TDD oh TDD. Sebelum PPL sudah sering dengar, saat PPL apalagi. Apa sih itu? Tentu sudah diketahui bahwa TDD merupakan salah satu metode untuk melakukan testing. Tapi apa yang membuat TDD ini sangat spesial?

Pendeknya adalah bahwa TDD merupakan metode yang bagus untuk mendapatkan kode berkualitas sekaligus code coverage yang bagus.

Dari artikel ini, terdapat 3 aturan TDD yang, jika disimpulkan, terdapat 2 kesimpulan sederhana, yaitu:

  1. Write only enough of a unit test to fail. Buatlah unit test secukupnya yang akan failed.
  2. Write only enough production code to make the failing unit test pass. Buatlah kode production (kode produk sebenarnya) secukupnya agar unit test yang failed menjadi passed.

Red/Green/Refactor Cycle

Dalam kehidupan sehari-hari, kebanyakan orang akan langsung mencoba mengimplementasi kodingan sesuai kebutuhan client. Namun merujuk ke aturan TDD diatas, jalan berpikir ini tidak dapat diterima!

Dalam TDD kita harus membuat unit test terlebih dahulu yang sesuai dengan harapan atau kebutuhan client atas produk kita. Ini dilakukan dalam RED phase dari cycle TDD.

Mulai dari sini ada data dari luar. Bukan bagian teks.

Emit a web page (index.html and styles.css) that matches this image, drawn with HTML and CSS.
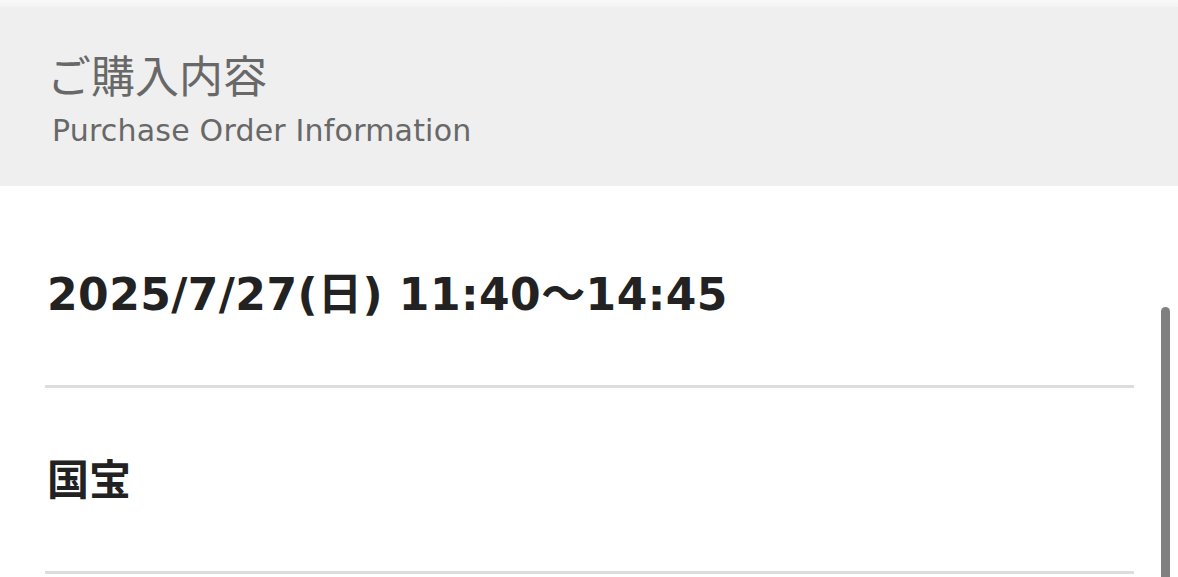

Setelah membuat unit test yang failed, barulah kita membuat production code yang cukup agar test menjadi passed. Mungkin banyak yang akan langsung mencoba mengimplementasikan algoritma yang kompleks dan menerapkan clean code sehingga performance optimal dapat langsung tercapai. Ini salah! Kebutuhan akan clean code dan performance tidak dilakukan dalam tahap ini, melainkan tahap Refactor. Dalam GREEN phase, yang dibutuhkan hanyalah implementasi minimal sehingga test dapat passed untuk mempermudah debugging.

Selanjutnya dalam REFACTOR phase, barulah implementasi dalam Green phase di-refactor dan dioptimalkan sehingga best practice namun tidak mengubah behavior dari implementasi. Sehingga hasil dari refactoring tetap GREEN.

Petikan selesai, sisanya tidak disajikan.